Es algo que viene de Georges Bataille, sobre todo, de sus investigaciones entre ideológicas y literarias que hizo sobre el erotismo, la trasgresión y el mal: el artista crea con lo peor de sí mismo, con sus más bajas pasiones, con sus instintos más salvajes, con sus perversiones, con un submundo de cosas inconfesables que gracias a la literatura se pueden ventilar y que, lejos de hacerle daño a la sociedad, le hacen bien. Es una idea de sublimación freudiana que viene de Schopenhauer y que Bataille sigue trabajando. A Vargas Llosa le encanta esta idea de tocar temas transgresores, siempre ha sido una tentación permanente. Él, en su vida, de alguna forma es un transgresor, un provocador. Es un agitador de aguas mansas.
Sobre ello, su ensayo sobre Grosz es revelador. Vargas Llosa se pregunta cómo alguien tan transgresor en la Alemania previa al nazismo, termine en los Estados Unidos, un ambiente mucho más amable para su obra, convertido en una pálida versión de lo que fue.
Allí se ve la teoría de la insatisfacción que veíamos al inicio: Vargas Llosa cree que el artista siempre debe estar en tensión con su sociedad, sentirse incómodo, ver la putrefacción de la sociedad como estímulo para la creación. El artista insatisfecho tiene ese incentivo para negar la realidad real y crear una mejor, que se amolde mejor a su forma de entender el funcionamiento del mundo. En caso de Grosz es evidente: mientras está en Alemania perseguido por los nazis, sus cuadros son feroces y críticos, pero cuando se refugia en una sociedad que lo trata bien, esa insatisfacción se desvanece. Sus cuadros se convierten en una cosa ñoña, aséptica, inocua, sin esa virulencia previa. Vargas Llosa tiene miedo que le pudiera pasar eso, acomodarse en una sociedad, fluir dócilmente con el sentir mayoritario, sentir que no haya nada que criticar, que le pase lo que le sucedió a Grosz, víctima de una mansedumbre senil.

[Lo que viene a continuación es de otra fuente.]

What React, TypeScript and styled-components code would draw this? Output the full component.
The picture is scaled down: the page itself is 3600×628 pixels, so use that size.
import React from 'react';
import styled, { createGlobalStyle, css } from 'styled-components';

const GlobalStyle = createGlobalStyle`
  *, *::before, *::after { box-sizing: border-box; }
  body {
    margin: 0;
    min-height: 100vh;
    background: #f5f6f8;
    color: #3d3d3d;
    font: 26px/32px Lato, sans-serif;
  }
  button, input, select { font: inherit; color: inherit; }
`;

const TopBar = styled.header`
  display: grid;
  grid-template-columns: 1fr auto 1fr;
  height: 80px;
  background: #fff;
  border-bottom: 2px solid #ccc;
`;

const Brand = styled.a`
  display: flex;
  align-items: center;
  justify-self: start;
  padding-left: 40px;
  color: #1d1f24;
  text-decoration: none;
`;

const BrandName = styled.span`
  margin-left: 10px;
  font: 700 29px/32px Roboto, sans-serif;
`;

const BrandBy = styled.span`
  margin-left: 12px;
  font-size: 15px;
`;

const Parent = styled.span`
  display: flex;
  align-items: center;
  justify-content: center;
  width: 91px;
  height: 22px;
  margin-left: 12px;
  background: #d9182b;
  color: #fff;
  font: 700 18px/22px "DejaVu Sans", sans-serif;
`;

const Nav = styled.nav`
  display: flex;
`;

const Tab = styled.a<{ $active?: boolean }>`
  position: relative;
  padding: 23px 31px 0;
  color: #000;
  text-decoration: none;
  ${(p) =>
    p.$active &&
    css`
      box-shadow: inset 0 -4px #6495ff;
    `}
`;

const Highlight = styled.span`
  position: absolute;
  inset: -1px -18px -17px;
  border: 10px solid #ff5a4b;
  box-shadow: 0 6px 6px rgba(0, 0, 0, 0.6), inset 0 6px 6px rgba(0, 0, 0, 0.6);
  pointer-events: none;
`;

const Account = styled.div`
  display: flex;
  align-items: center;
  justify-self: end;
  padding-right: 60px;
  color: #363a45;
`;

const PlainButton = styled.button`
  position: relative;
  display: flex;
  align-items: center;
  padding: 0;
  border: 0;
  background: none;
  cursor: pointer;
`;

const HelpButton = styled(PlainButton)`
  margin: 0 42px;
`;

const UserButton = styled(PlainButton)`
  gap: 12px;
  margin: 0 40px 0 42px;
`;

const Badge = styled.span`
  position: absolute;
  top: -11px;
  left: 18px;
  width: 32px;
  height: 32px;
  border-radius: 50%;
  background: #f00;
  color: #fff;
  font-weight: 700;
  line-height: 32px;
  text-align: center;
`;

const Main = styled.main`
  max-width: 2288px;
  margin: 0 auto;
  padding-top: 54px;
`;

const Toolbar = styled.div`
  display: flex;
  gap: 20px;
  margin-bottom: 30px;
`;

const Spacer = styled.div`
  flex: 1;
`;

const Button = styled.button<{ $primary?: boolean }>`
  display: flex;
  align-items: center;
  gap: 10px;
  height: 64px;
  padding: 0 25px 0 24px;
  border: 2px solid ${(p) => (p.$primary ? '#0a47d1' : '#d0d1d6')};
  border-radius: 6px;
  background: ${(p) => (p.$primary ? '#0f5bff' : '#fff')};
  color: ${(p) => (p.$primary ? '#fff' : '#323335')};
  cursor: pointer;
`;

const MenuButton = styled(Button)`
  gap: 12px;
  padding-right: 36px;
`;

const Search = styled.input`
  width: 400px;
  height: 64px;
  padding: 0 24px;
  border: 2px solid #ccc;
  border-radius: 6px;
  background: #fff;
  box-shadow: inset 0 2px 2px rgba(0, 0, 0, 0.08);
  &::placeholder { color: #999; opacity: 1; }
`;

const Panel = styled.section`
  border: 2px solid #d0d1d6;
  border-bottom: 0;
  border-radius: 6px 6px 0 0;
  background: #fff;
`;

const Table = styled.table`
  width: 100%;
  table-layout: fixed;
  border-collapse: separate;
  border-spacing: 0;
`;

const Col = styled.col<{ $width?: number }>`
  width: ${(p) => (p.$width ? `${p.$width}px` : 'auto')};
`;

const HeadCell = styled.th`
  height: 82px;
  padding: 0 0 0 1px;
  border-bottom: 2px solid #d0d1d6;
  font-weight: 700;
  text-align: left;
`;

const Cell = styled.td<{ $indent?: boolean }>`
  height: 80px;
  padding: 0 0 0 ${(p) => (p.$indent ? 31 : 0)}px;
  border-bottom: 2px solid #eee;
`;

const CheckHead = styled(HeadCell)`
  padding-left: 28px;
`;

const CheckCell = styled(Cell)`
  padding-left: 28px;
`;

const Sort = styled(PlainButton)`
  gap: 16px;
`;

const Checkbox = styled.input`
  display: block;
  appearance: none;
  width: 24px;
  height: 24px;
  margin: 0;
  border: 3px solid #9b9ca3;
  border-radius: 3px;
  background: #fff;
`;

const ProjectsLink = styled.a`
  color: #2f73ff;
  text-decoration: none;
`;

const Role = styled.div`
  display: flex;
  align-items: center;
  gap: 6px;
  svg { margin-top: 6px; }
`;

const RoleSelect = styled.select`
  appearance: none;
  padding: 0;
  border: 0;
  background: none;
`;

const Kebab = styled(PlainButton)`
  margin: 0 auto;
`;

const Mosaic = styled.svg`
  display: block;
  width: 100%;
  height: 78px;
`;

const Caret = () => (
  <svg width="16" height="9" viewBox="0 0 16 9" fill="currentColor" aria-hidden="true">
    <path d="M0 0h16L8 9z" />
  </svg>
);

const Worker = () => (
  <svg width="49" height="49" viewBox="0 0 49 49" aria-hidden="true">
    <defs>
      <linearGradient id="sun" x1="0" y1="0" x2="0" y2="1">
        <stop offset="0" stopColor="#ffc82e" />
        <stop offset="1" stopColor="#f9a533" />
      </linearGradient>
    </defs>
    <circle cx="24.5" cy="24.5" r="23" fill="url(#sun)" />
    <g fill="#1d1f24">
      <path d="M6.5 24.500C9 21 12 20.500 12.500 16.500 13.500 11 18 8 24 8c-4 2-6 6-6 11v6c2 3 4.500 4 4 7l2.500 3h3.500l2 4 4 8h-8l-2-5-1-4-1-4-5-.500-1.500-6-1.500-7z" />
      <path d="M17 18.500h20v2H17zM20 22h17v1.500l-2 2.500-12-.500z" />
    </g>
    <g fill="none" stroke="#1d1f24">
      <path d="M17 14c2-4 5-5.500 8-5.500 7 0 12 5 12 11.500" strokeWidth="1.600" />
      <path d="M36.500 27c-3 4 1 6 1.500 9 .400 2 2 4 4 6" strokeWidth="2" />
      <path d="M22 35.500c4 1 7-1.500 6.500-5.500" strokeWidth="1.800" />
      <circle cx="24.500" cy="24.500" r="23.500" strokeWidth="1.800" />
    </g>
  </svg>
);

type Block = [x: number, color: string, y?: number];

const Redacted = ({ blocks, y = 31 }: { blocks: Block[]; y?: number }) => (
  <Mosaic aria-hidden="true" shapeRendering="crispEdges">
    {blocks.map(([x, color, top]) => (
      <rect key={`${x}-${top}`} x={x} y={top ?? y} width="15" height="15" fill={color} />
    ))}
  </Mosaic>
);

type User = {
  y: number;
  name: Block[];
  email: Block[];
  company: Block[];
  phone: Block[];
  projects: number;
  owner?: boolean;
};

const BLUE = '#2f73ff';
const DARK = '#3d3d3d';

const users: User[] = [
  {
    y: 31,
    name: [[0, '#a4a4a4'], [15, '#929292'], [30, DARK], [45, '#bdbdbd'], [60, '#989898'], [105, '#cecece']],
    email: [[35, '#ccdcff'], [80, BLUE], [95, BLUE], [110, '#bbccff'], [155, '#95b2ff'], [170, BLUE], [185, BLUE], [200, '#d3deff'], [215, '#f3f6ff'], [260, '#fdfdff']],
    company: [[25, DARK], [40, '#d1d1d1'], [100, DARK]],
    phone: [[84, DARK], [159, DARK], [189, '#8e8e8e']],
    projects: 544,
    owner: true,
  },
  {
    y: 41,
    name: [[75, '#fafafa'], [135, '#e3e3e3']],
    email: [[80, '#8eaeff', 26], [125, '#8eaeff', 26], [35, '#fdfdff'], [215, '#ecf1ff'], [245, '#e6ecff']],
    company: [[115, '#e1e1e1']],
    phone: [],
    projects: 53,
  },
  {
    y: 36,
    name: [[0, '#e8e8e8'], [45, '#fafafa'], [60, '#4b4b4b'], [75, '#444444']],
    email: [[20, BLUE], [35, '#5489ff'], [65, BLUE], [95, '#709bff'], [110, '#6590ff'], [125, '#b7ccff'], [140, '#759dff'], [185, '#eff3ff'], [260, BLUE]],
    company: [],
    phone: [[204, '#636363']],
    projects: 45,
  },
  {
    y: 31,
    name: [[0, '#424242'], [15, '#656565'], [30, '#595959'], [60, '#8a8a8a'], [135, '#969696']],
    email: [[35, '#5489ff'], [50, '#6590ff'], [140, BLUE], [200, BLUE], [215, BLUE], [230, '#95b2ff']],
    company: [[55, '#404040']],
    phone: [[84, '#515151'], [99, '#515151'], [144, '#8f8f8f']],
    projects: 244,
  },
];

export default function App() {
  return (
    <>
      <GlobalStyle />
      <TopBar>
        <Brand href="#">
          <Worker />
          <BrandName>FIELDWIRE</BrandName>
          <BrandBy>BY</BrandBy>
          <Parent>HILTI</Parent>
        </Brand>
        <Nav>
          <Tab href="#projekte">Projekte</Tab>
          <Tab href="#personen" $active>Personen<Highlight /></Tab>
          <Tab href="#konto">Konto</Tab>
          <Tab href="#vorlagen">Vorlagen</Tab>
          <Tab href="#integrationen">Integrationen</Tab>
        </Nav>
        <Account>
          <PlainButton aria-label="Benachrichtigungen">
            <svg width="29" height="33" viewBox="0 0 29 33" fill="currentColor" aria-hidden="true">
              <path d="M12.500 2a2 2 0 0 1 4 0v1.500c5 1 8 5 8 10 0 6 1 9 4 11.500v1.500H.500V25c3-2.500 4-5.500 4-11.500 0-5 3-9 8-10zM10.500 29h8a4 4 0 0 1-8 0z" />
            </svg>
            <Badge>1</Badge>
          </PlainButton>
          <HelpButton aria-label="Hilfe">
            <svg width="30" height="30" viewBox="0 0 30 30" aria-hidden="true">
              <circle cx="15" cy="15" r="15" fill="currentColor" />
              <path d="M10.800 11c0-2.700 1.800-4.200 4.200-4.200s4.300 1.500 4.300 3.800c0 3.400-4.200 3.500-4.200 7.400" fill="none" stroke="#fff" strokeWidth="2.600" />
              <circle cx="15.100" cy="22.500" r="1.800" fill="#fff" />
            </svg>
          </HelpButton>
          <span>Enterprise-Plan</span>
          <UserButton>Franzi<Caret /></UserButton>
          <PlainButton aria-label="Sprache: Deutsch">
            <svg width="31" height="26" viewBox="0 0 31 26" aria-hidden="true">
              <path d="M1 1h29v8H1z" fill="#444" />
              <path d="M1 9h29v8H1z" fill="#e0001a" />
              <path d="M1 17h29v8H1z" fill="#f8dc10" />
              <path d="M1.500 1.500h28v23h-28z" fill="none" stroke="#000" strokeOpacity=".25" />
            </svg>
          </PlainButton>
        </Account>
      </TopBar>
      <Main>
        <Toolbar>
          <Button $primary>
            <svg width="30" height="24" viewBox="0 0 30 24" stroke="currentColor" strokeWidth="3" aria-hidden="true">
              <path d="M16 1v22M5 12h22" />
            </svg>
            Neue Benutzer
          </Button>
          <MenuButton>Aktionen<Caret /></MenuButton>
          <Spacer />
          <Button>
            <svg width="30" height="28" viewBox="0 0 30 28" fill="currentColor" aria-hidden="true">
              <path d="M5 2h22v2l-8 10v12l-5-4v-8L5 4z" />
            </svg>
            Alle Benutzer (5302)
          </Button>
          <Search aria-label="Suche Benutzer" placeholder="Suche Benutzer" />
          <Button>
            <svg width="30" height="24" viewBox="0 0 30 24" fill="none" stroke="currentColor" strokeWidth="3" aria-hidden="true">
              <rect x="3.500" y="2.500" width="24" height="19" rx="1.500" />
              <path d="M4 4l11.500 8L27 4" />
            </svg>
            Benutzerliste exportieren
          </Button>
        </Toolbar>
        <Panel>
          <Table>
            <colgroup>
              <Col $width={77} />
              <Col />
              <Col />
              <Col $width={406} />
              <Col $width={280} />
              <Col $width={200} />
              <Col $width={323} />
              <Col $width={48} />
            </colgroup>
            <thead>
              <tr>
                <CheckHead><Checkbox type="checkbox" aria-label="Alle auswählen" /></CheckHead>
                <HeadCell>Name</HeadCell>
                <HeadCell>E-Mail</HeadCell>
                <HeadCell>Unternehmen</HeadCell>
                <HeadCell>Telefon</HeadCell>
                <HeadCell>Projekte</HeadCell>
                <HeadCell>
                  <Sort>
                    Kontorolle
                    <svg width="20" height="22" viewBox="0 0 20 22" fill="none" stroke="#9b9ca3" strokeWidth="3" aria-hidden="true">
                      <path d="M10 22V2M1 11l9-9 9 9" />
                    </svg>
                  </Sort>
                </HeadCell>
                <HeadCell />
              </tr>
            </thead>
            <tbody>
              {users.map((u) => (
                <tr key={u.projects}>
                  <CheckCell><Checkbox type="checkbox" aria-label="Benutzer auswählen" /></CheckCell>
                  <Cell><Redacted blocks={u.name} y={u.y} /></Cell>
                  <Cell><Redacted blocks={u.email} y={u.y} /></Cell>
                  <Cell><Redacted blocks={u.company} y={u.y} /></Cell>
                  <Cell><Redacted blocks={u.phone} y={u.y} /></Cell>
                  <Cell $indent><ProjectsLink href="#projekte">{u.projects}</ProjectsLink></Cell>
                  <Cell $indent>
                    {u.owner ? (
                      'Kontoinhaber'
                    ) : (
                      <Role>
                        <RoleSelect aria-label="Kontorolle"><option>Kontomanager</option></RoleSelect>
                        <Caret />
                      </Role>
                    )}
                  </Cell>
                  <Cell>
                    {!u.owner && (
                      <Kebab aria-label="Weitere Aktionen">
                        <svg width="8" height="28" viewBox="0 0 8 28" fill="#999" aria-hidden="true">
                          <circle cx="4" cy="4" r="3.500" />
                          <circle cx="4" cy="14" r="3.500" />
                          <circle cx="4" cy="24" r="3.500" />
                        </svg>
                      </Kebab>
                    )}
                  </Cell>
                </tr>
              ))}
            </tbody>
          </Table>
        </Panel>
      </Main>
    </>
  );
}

Por eso Mario siempre buscará estar en tensión con su medio social, sin miedo a la impopularidad. Ese es el aliciente para su propio proceso creativo.
Otros dos libros por venir
Además de “Un bárbaro en París” y “El fuego de la imaginación”, Granés ya tiene editados otros dos volúmenes que espera entregar pronto a la imprenta. Sus títulos tentativos son “Perú: el país de las mil caras” y “El reverso de la utopía. América Latina y el Oriente Medio”. El primero, reúne textos sobre plástica peruana (donde los textos dedicados a Szyszlo podrían componer un libro independiente), además de poesía, literatura, viajes y crónicas sobre cultura popular. E intercalados entre estos temas, mucha política: un rastreo histórico por los avatares del poder desde los años 60, desde los gobiernos de Velasco y Morales Bermúdez, pasando por una década de democracia con Belaúnde y Alan García, luego el Fujimorato y el periodo posterior que va del 2000 al 2016, antes de abrirse todo el periodo de crisis e inestabilidad que hoy vivimos. Asimismo, en el tomo editado sobre América Latina y Medio Oriente, se recogen sus artículos sobre política de nuestra región, su obsesivo seguimiento a las tensiones entre Israel y Palestina, la guerra en Iraq y reflexiones posteriores a la invasión, y otra sección dedicada a las consecuencias de los atentados del 11 de setiembre.